The BSE Sensex closed the trading session down by 931 points, or 1.15 percent, settling at 80,220.72. Similarly, the Nifty 50 index recorded a decline of 309 points, or 1.25 percent, finishing at 24,472.10. The impact of this selloff was felt particularly in the mid and small-cap segments of the market, which experienced even steeper declines. The BSE Midcap index fell by 2.52 percent, while the Smallcap index saw a staggering crash of 3.81 percent.
This sharp decline resulted in a substantial loss of market capitalization, with the overall market cap of companies listed on the Bombay Stock Exchange (BSE) dropping to approximately ₹444.7 lakh crore from nearly ₹453.7 lakh crore in the previous session.
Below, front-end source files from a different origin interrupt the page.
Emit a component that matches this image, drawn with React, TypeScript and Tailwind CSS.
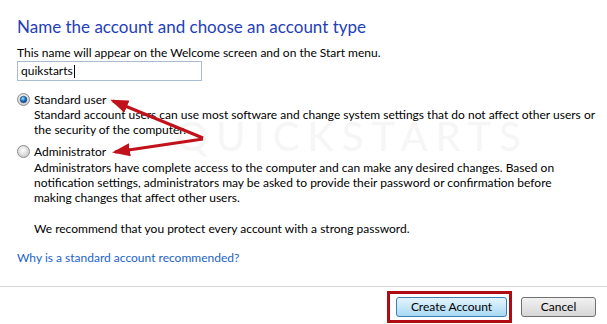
import React from "react";

function Radio({ checked }: { checked: boolean }) {
  return (
    <svg width="13" height="13" viewBox="0 0 13 13" className="shrink-0">
      <defs>
        <radialGradient id={checked ? "rg1" : "rg0"} cx="45%" cy="40%" r="60%">
          <stop offset="0%" stopColor="#ffffff" />
          <stop offset="100%" stopColor="#c9c9c9" />
        </radialGradient>
        <radialGradient id="dot" cx="40%" cy="35%" r="65%">
          <stop offset="0%" stopColor="#9fe0ff" />
          <stop offset="60%" stopColor="#1b6fc0" />
          <stop offset="100%" stopColor="#0c3f86" />
        </radialGradient>
      </defs>
      <circle cx="6.5" cy="6.5" r="6" fill={`url(#${checked ? "rg1" : "rg0"})`} stroke="#8e8f8f" strokeWidth="1" />
      {checked && <circle cx="6.5" cy="6.5" r="3.3" fill="url(#dot)" stroke="#1a4c8a" strokeWidth="0.6" />}
    </svg>
  );
}

export default function App() {
  return (
    <div
      className="relative w-[607px] h-[324px] overflow-hidden bg-white text-black"
      style={{ fontFamily: '"Lato", "Noto Sans", sans-serif' }}
    >
      {/* watermark */}
      <div className="pointer-events-none absolute left-[176px] top-[112px] text-[40px] leading-[48px] tracking-[8px] text-[#f6f6f6] select-none">
        QUICKSTARTS
      </div>

      <div className="relative flex flex-col pl-[17px] pt-[16px]">
        <div className="text-[17px] leading-[22px] text-[#1f40b8]">
          Name the account and choose an account type
        </div>
        <div className="mt-[7px] text-[12px] leading-[15px]">
          This name will appear on the Welcome screen and on the Start menu.
        </div>
        <div className="mt-[1px] flex h-[20px] w-[185px] items-center border border-[#a9bcd3] px-[3px] text-[12px]">
          <span>quikstarts</span>
          <span className="ml-[1px] h-[13px] w-[1px] bg-black" />
        </div>

        <div className="mt-[11px] flex items-center gap-[4px] text-[12px] leading-[15px]">
          <Radio checked />
          <span>Standard user</span>
        </div>
        <div className="pl-[17px] text-[12px] leading-[15px]">
          Standard account users can use most software and change system settings that do not affect other users or
          <br />
          the security of the computer.
        </div>

        <div className="mt-[7px] flex items-center gap-[4px] text-[12px] leading-[15px]">
          <Radio checked={false} />
          <span>Administrator</span>
        </div>
        <div className="mt-[1px] pl-[17px] text-[12px] leading-[15px]">
          Administrators have complete access to the computer and can make any desired changes. Based on
          <br />
          notification settings, administrators may be asked to provide their password or confirmation before
          <br />
          making changes that affect other users.
        </div>
        <div className="mt-[16px] pl-[17px] text-[12px] leading-[15px]">
          We recommend that you protect every account with a strong password.
        </div>
        <div className="mt-[14px] text-[12px] leading-[15px] text-[#1a64c8]">
          Why is a standard account recommended?
        </div>
      </div>

      <div className="absolute left-0 right-0 top-[286px] h-[1px] bg-[#d5d5d5]" />

      <div className="absolute right-[11px] top-[297px] flex items-center gap-[14px] text-[12px]">
        <div className="relative h-[20px] w-[111px] rounded-[3px] border border-[#3c7fb1] bg-gradient-to-b from-[#e5f4fc] to-[#a7d9f5] flex items-center justify-center">
          Create Account
          <div className="absolute -left-[10px] -top-[7px] h-[32px] w-[125px] border-[3px] border-[#b00a12]" />
        </div>
        <div className="h-[20px] w-[75px] rounded-[3px] border border-[#707070] bg-gradient-to-b from-[#f2f2f2] to-[#d6d6d6] flex items-center justify-center">
          Cancel
        </div>
      </div>

      {/* arrows */}
      <svg className="pointer-events-none absolute left-0 top-0" width="607" height="324">
        <defs>
          <marker id="ah" markerWidth="6" markerHeight="4.4" refX="5" refY="2.2" orient="auto" markerUnits="strokeWidth">
            <polygon points="0,0 6,2.2 0,4.4" fill="#c1121c" />
          </marker>
        </defs>
        <line x1="203" y1="138" x2="113" y2="101" stroke="#c1121c" strokeWidth="3" markerEnd="url(#ah)" />
        <line x1="203" y1="139" x2="115" y2="152" stroke="#c1121c" strokeWidth="3" markerEnd="url(#ah)" />
      </svg>
    </div>
  );
}
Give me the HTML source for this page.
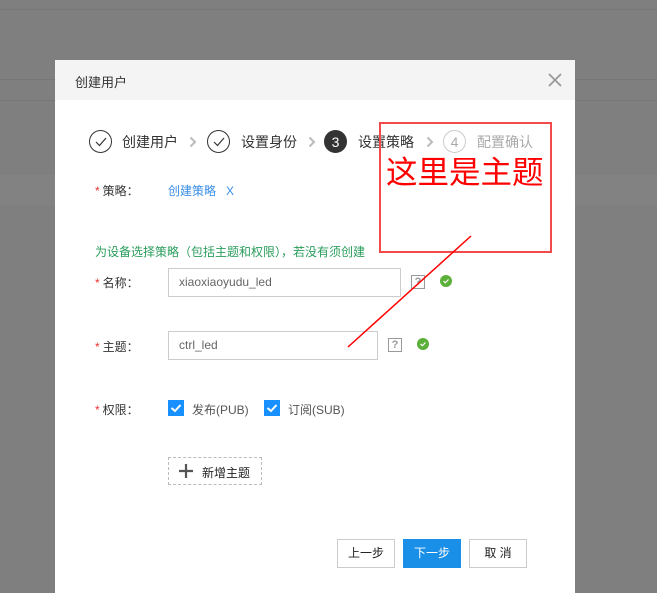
<!DOCTYPE html>
<html><head><meta charset="utf-8"><style>
*{margin:0;padding:0;box-sizing:border-box}
body{width:657px;height:593px;overflow:hidden;background:#7f7f7f;position:relative;font-family:"Liberation Sans","Noto Sans CJK SC",sans-serif;font-size:12px;color:#333}
.a{position:absolute}
.ln{position:absolute;left:0;width:657px;height:1px;background:#777}
.modal{position:absolute;left:55px;top:60px;width:520px;height:533px;background:#fff}
.hd{position:absolute;left:0;top:0;width:520px;height:40px;background:#f4f4f4}
.c{position:absolute;width:23px;height:23px;border-radius:50%;border:1px solid #333;display:flex;align-items:center;justify-content:center;font-size:14px}
.st{position:absolute;font-size:14px;line-height:16px}
.chev{position:absolute}
.lab{position:absolute;left:40px;font-size:12px}
.lab b{color:#e33;font-weight:normal;margin-right:3px}
.in{position:absolute;left:113px;height:29px;border:1px solid #ccc;padding-left:10px;line-height:27px;color:#666;font-size:12px}
.q{position:absolute;width:14px;height:14px;border:1px solid #999;color:#999;font-size:11px;font-weight:bold;text-align:center;line-height:12px}
.ok{position:absolute;width:12px;height:12px;border-radius:50%;background:#5cb03a}
.cb{position:absolute;width:16px;height:16px;background:#1890ff}
.btn{position:absolute;top:479px;width:58px;height:29px;border:1px solid #ccc;text-align:center;line-height:27px;font-size:12px;color:#222}
</style></head><body>
<div class="ln" style="top:9px"></div>
<div class="ln" style="top:79px"></div>
<div class="ln" style="top:100px"></div>
<div class="a" style="left:0;top:175px;width:657px;height:30px;background:#828282"></div>
<div class="modal">
 <div class="hd"><div class="a" style="left:20px;top:12px;font-size:13px">创建用户</div>
 <svg class="a" style="left:493px;top:13px" width="14" height="14"><path d="M1 1L13 13M13 1L1 13" stroke="#999" stroke-width="1.8"/></svg></div>
 <div class="c" style="left:34px;top:70px"><svg width="12" height="10"><path d="M1 5L4.5 8.5L11 1" fill="none" stroke="#333" stroke-width="1.2"/></svg></div>
 <div class="st" style="left:67px;top:74px">创建用户</div>
 <svg class="chev" style="left:134px;top:76px" width="8" height="12"><path d="M1.5 1.5L6 6L1.5 10.5" fill="none" stroke="#bbb" stroke-width="2"/></svg>
 <div class="c" style="left:152px;top:70px"><svg width="12" height="10"><path d="M1 5L4.5 8.5L11 1" fill="none" stroke="#333" stroke-width="1.2"/></svg></div>
 <div class="st" style="left:186px;top:74px">设置身份</div>
 <svg class="chev" style="left:253px;top:76px" width="8" height="12"><path d="M1.5 1.5L6 6L1.5 10.5" fill="none" stroke="#bbb" stroke-width="2"/></svg>
 <div class="c" style="left:269px;top:70px;background:#333;color:#fff">3</div>
 <div class="st" style="left:303px;top:74px">设置策略</div>
 <svg class="chev" style="left:371px;top:76px" width="8" height="12"><path d="M1.5 1.5L6 6L1.5 10.5" fill="none" stroke="#bbb" stroke-width="2"/></svg>
 <div class="c" style="left:388px;top:70px;border-color:#ccc;color:#aaa">4</div>
 <div class="st" style="left:422px;top:74px;color:#aaa">配置确认</div>
 <div class="lab" style="top:122px"><b>*</b>策略：</div>
 <div class="a" style="left:113px;top:122px;color:#3a8ee6">创建策略 &nbsp;&nbsp;X</div>
 <div class="a" style="left:40px;top:183px;color:#2a9d5c">为设备选择策略（包括主题和权限），若没有须创建</div>
 <div class="lab" style="top:214px"><b>*</b>名称：</div>
 <div class="in" style="top:208px;width:233px">xiaoxiaoyudu_led</div>
 <div class="q" style="left:356px;top:215px">?</div>
 <div class="ok" style="left:385px;top:215px"><svg width="12" height="12"><path d="M3.5 6L5.3 7.8L8.5 4.5" fill="none" stroke="#fff" stroke-width="1.2"/></svg></div>
 <div class="lab" style="top:278px"><b>*</b>主题：</div>
 <div class="in" style="top:271px;width:210px">ctrl_led</div>
 <div class="q" style="left:333px;top:278px">?</div>
 <div class="ok" style="left:362px;top:278px"><svg width="12" height="12"><path d="M3.5 6L5.3 7.8L8.5 4.5" fill="none" stroke="#fff" stroke-width="1.2"/></svg></div>
 <div class="lab" style="top:341px"><b>*</b>权限：</div>
 <div class="cb" style="left:113px;top:340px"><svg width="16" height="16"><path d="M3.5 8L7 11L12.5 5" fill="none" stroke="#fff" stroke-width="2"/></svg></div>
 <div class="a" style="left:137px;top:341px;color:#555">发布(PUB)</div>
 <div class="cb" style="left:209px;top:340px"><svg width="16" height="16"><path d="M3.5 8L7 11L12.5 5" fill="none" stroke="#fff" stroke-width="2"/></svg></div>
 <div class="a" style="left:233px;top:341px;color:#555">订阅(SUB)</div>
 <div class="a" style="left:113px;top:397px;width:94px;height:28px;border:1px dashed #bbb"></div>
 <svg class="a" style="left:124px;top:404px" width="14" height="14"><path d="M7 0V14M0 7H14" stroke="#555" stroke-width="2.2"/></svg>
 <div class="a" style="left:147px;top:404px;font-size:12px;color:#222">新增主题</div>
 <div class="btn" style="left:282px">上一步</div>
 <div class="btn" style="left:348px;background:#1a8fe8;border-color:#1a8fe8;color:#fff">下一步</div>
 <div class="btn" style="left:414px">取 消</div>
</div>
<div class="a" style="left:379px;top:122px;width:173px;height:131px;border:2px solid #f24a4a"></div>
<div class="a" style="left:386px;top:154px;font-size:31.5px;line-height:36px;color:#f00">这里是主题</div>
<svg class="a" style="left:0;top:0" width="657" height="593"><path d="M471 236L348 347" stroke="#f00" stroke-width="1.5"/></svg>
</body></html>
Investors were left poorer by nearly ₹9 lakh crore in just one day, reflecting the adverse impact of the selloff.
Despite the widespread losses, only three stocks managed to close in positive territory within the Nifty 50 index. ICICI Bank led the pack with a modest gain of 0.74 percent, followed by Nestle and Infosys, which saw increases of 0.10 percent and 0.04 percent, respectively. This stark contrast highlights the pervasive negativity in the market.
Sector-wise, the Nifty PSU Bank index experienced the most significant hit, declining by 4.18 percent. Other sectors, including Realty and Metal, also suffered substantial losses, down by 3.38 percent and 3 percent, respectively. Additional declines were noted in Nifty Auto, Media, Consumer Durables, and Oil and Gas, all of which fell over 2 percent each. The Nifty Bank index decreased by 1.36 percent, while the Private Bank index recorded a loss of 0.97 percent.